A man stands in a room with purple and red foam acoustic panels with computer screens and sound equipment around him.

Gustin stands in his in-home sound studio, where he edits and records video and audio for his social media presence and job as a voice actor.

(Allen J. Schaben / Los Angeles Times)

“This is a translatable story,” Gustin said. “I show the struggle and the challenge. But I’m still willing to take it on. I feel like it’s the most important thing I can pass on to people. So the only time I will explain surfing is when it helps them understand the struggle. It’s not the wave. They don’t care about the waves.”

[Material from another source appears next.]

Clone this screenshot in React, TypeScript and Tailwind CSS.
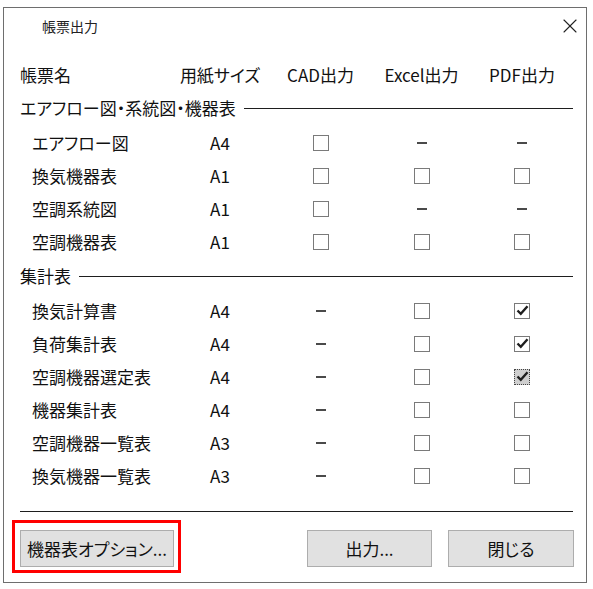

Gustin says he would like to go on more trips — a typical draw for surf channels and just a fun activity for any surfer — but his voice work keeps him tied to his nearby breaks. Even if his channel grows, he doesn’t foresee becoming a full-time creator. But he does plan to keep surfing and trying new things.

“Surfing is a metaphor for life,” he said. “Just like how the paddle out is for me. I don’t know what’s going to happen.”

A man grins while standing on a surfboard in the ocean.

Pete Gustin is all smiles as he stands on his surfboard surrounded by sea foam.

(Allen J. Schaben / Los Angeles Times)

Water and sea foam blur the profile of a man as he rides a wave.

Water and sea foam blur the profile of Pete Gustin as he rides a wave.